De telle sorte que la dépense se fait, dans tous les cas, ou par Ariste ou par ceux qui se substituent à lui.

Au point de vue de la classe ouvrière, de l’encouragement au travail, il n’y a donc, entre la conduite d’Ariste et celle de Mondor, qu’une différence ; la dépense de Mondor étant directement accomplie par lui, et autour de lui, on la voit. Celle d’Ariste s’exécutant en partie par des intermédiaires et au loin, on ne la voit pas. Mais, au fait, et pour qui sait rattacher les effets aux causes, celle qu’on ne voit pas est aussi certaine que celle qu’on voit. Ce qui le prouve, c’est que dans les deux cas les écus circulent, et qu’il n’en reste pas plus dans le coffre-fort du sage que dans celui du dissipateur.

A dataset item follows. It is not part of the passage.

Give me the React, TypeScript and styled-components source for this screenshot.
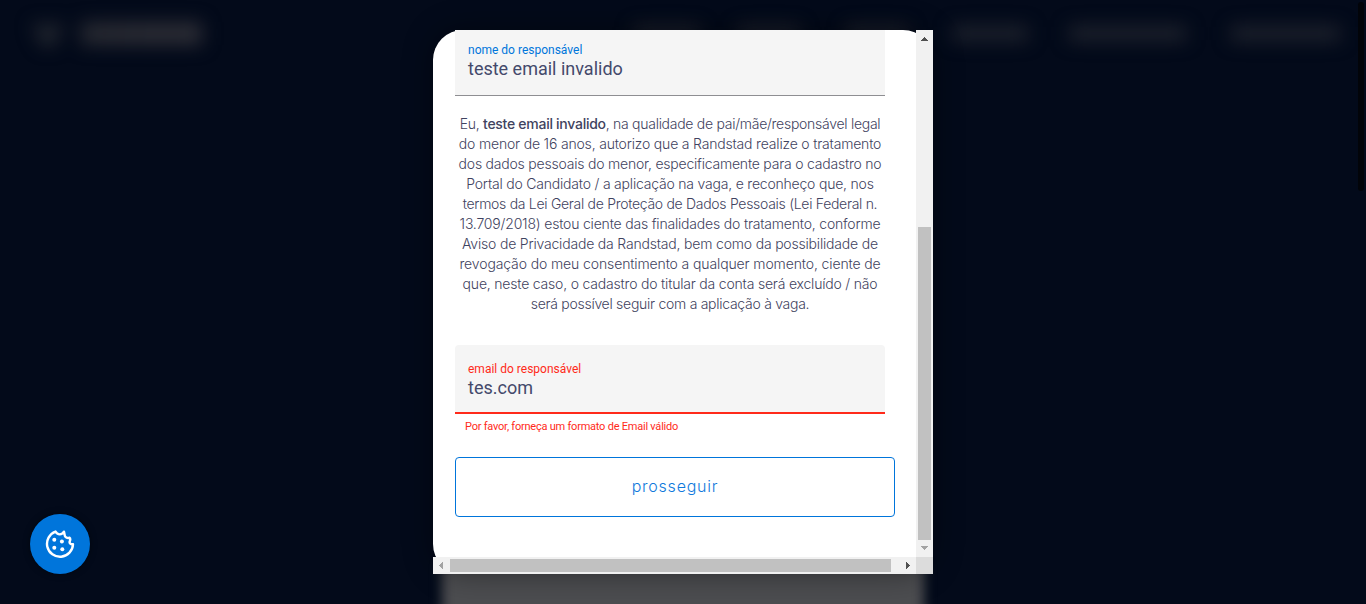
import React from "react";
import styled, { createGlobalStyle } from "styled-components";

const GlobalStyle = createGlobalStyle`
  *, *::before, *::after { box-sizing: border-box; }
  html, body { margin: 0; padding: 0; }
  body {
    width: 100%;
    height: 604px;
    overflow: hidden;
    background: #030a1a;
    font-family: Roboto, "Liberation Sans", sans-serif;
  }
`;

const Screen = styled.div`
  position: relative;
  display: flex;
  justify-content: center;
  width: 1366px;
  height: 604px;
  padding-top: 30px;
  overflow: hidden;
  background: #030a1a;
`;

/* The dimmed page that sits out of focus behind the dialog */
const Backdrop = styled.div`
  position: absolute;
  inset: 0;
  display: flex;
  flex-direction: column;
  justify-content: space-between;
  overflow: hidden;
`;

const Header = styled.header`
  display: flex;
  align-items: center;
  height: 67px;
  padding: 0 26px 0 32px;
  filter: blur(9px);
`;

const Emblem = styled.svg`
  width: 32px;
  height: 24px;
  margin-right: 17px;
`;

const Wordmark = styled.div`
  width: 121px;
  height: 23px;
  background: linear-gradient(100deg, #262830, #2b2c34 60%, #2c2d35);
`;

const Nav = styled.nav`
  display: flex;
  margin-left: auto;
  align-items: center;
`;

const NavItem = styled.div<{ $width: number; $gap: number }>`
  width: ${(p) => p.$width}px;
  height: 15px;
  margin-left: ${(p) => p.$gap}px;
  background: #1e222c;
`;

const PageCard = styled.div`
  align-self: center;
  width: 482px;
  height: 80px;
  margin-bottom: -40px;
  background: #4c4d50;
  filter: blur(6px);
`;

const PageThumb = styled.div`
  position: absolute;
  top: 2px;
  right: 2px;
  width: 6px;
  height: 189px;
  border-radius: 3px;
  background: #020409;
`;

const Dialog = styled.div`
  position: relative;
  display: grid;
  grid-template: 527px 17px / 483px 17px;
  width: 500px;
  height: 544px;
  border-radius: 30px;
  background: #fff;
  box-shadow: 0 0 30px rgba(0, 0, 0, 0.4);
`;

const Body = styled.div`
  display: flex;
  flex-direction: column;
  padding-left: 22px;
`;

const Field = styled.label<{ $error?: boolean }>`
  display: flex;
  flex-direction: column;
  width: 430px;
  height: ${(p) => (p.$error ? 69 : 66)}px;
  padding: ${(p) => (p.$error ? 16 : 12)}px 13px 0;
  border-bottom: ${(p) => (p.$error ? "2px solid #ff2a1a" : "1px solid #8e8e92")};
  border-radius: ${(p) => (p.$error ? "4px 4px 0 0" : "0")};
  background: #f5f5f5;
`;

const FieldLabel = styled.span<{ $error?: boolean }>`
  height: 16px;
  color: ${(p) => (p.$error ? "#ff2a1a" : "#0075db")};
  font-size: 12px;
  line-height: 16px;
`;

const FieldValue = styled.span`
  height: 22px;
  color: #44496b;
  font-size: 18px;
  line-height: 22px;
`;

const ErrorText = styled.div`
  height: 14px;
  margin-top: 6px;
  padding-left: 10px;
  color: #ff2a1a;
  font-size: 11px;
  line-height: 14px;
  letter-spacing: -0.225px;
`;

const Consent = styled.p`
  width: 430px;
  margin: 18px 0 31px;
  color: #3f4360;
  font: 300 14px/20px Inter, "Liberation Sans", sans-serif;
  text-align: center;
`;

const Line = styled.span<{ $tracking: number }>`
  display: block;
  white-space: nowrap;
  letter-spacing: ${(p) => p.$tracking}px;
`;

const Name = styled.strong`
  font-weight: 500;
`;

const Proceed = styled.button`
  width: 440px;
  height: 60px;
  margin-top: 23px;
  padding: 0 0 2px;
  border: 1px solid #0075db;
  border-radius: 4px;
  background: #fff;
  color: #0f79dc;
  font: 300 16px/20px Inter, "Liberation Sans", sans-serif;
  letter-spacing: 0.77px;
`;

const VScroll = styled.div`
  display: flex;
  flex-direction: column;
  align-items: center;
  justify-content: space-between;
  padding: 7px 0;
  background: #f1f1f1;
`;

const VThumb = styled.div`
  width: 13px;
  height: 313px;
  margin-top: auto;
  margin-bottom: 6px;
  background: #c1c1c1;
`;

const HScroll = styled.div`
  display: flex;
  align-items: center;
  padding: 0 6px;
  background: #f1f1f1;
`;

const HThumb = styled.div`
  width: 441px;
  height: 13px;
  margin-left: 7px;
  margin-right: auto;
  background: #c1c1c1;
`;

const Corner = styled.div`
  background: #dcdcdc;
`;

const Arrow = styled.svg<{ $dim?: boolean }>`
  display: block;
  flex: none;
  fill: ${(p) => (p.$dim ? "#a3a3a3" : "#505050")};
`;

const CookieButton = styled.button`
  position: absolute;
  left: 30px;
  bottom: 30px;
  display: flex;
  align-items: center;
  justify-content: center;
  width: 60px;
  height: 60px;
  padding: 0;
  border: 0;
  border-radius: 50%;
  background: #0075db;
  box-shadow: 0 0 6px rgba(0, 0, 0, 0.5);
`;

const navItems = [
  { width: 66, gap: 0 },
  { width: 62, gap: 38 },
  { width: 62, gap: 46 },
  { width: 76, gap: 44 },
  { width: 117, gap: 41 },
  { width: 109, gap: 45 },
];

const consentLines: { text: React.ReactNode; tracking: number }[] = [
  {
    text: (
      <>
        Eu, <Name>teste email invalido</Name>, na qualidade de pai/mãe/responsável legal
      </>
    ),
    tracking: -0.275,
  },
  { text: "do menor de 16 anos, autorizo que a Randstad realize o tratamento", tracking: -0.185 },
  { text: "dos dados pessoais do menor, especificamente para o cadastro no", tracking: -0.215 },
  { text: "Portal do Candidato / a aplicação na vaga, e reconheço que, nos", tracking: -0.205 },
  { text: "termos da Lei Geral de Proteção de Dados Pessoais (Lei Federal n.", tracking: -0.295 },
  { text: "13.709/2018) estou ciente das finalidades do tratamento, conforme", tracking: -0.19 },
  { text: "Aviso de Privacidade da Randstad, bem como da possibilidade de", tracking: -0.19 },
  { text: "revogação do meu consentimento a qualquer momento, ciente de", tracking: -0.12 },
  { text: "que, neste caso, o cadastro do titular da conta será excluído / não", tracking: -0.195 },
  { text: "será possível seguir com a aplicação à vaga.", tracking: -0.275 },
];

export default function App() {
  return (
    <Screen>
      <GlobalStyle />
      <Backdrop>
        <Header>
          <Emblem viewBox="0 0 32 24">
            <path d="M0 2h12l4 6 4-6h12L20 26h-8z" fill="#242830" />
          </Emblem>
          <Wordmark />
          <Nav>
            {navItems.map((item, i) => (
              <NavItem key={i} $width={item.width} $gap={item.gap} />
            ))}
          </Nav>
        </Header>
        <PageCard />
        <PageThumb />
      </Backdrop>

      <Dialog role="dialog">
        <Body>
          <Field>
            <FieldLabel>nome do responsável</FieldLabel>
            <FieldValue>teste email invalido</FieldValue>
          </Field>
          <Consent>
            {consentLines.map((line, i) => (
              <Line key={i} $tracking={line.tracking}>
                {line.text}
              </Line>
            ))}
          </Consent>
          <Field $error>
            <FieldLabel $error>email do responsável</FieldLabel>
            <FieldValue>tes.com</FieldValue>
          </Field>
          <ErrorText>Por favor, forneça um formato de Email válido</ErrorText>
          <Proceed>prosseguir</Proceed>
        </Body>
        <VScroll>
          <Arrow width="7" height="4" viewBox="0 0 7 4">
            <path d="M3 0h1v1h1v1h1v1h1v1H0V3h1V2h1V1h1z" />
          </Arrow>
          <VThumb />
          <Arrow $dim width="7" height="4" viewBox="0 0 7 4">
            <path d="M0 0h7v1H6v1H5v1H4v1H3V3H2V2H1V1H0z" />
          </Arrow>
        </VScroll>
        <HScroll>
          <Arrow $dim width="4" height="7" viewBox="0 0 4 7">
            <path d="M4 0v7H3V6H2V5H1V4H0V3h1V2h1V1h1V0z" />
          </Arrow>
          <HThumb />
          <Arrow width="4" height="7" viewBox="0 0 4 7">
            <path d="M0 0v7h1V6h1V5h1V4h1V3H3V2H2V1H1V0z" />
          </Arrow>
        </HScroll>
        <Corner />
      </Dialog>

      <CookieButton aria-label="cookies">
        <svg width="30" height="30" viewBox="0 0 30 30" fill="none">
          <path
            d="M10.500 2.600A13 13 0 1 0 28 15.200C25.800 15.700 24 14.300 24.800 12.300C25.400 10.800 25.300 9.300 24.500 8.700C22.500 9.500 19.600 8.300 19.600 5.800L19 2.600C17.300 6.200 12.300 6.300 10.500 2.600z"
            stroke="#fff"
            strokeWidth="2.4"
            strokeLinejoin="round"
          />
          <g fill="#fff">
            <circle cx="9.300" cy="10.700" r="2" />
            <circle cx="16.900" cy="12.600" r="2" />
            <circle cx="9.300" cy="18.800" r="2" />
            <circle cx="17.300" cy="20.300" r="2" />
          </g>
        </svg>
      </CookieButton>
    </Screen>
  );
}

Il est donc faux de dire que l’Épargne fait un tort actuel à l’industrie. Sous ce rapport, elle est tout aussi bienfaisante que le Luxe.

Mais combien ne lui est-elle pas supérieure, si la pensée, au lieu de se renfermer dans l’heure qui fuit, embrasse une longue période !

Dix ans se sont écoulés. Que sont devenus Mondor et sa fortune, et sa grande popularité ? Tout cela est évanoui, Mondor est ruiné ; loin de répandre soixante mille francs, tous les ans, dans le corps social, il lui est peut-être à charge. En tout cas, il ne fait plus la joie de ses fournisseurs, il ne compte plus comme promoteur des arts et de l’industrie, il n’est plus bon à rien pour les ouvriers, non plus que sa race, qu’il laisse dans la détresse.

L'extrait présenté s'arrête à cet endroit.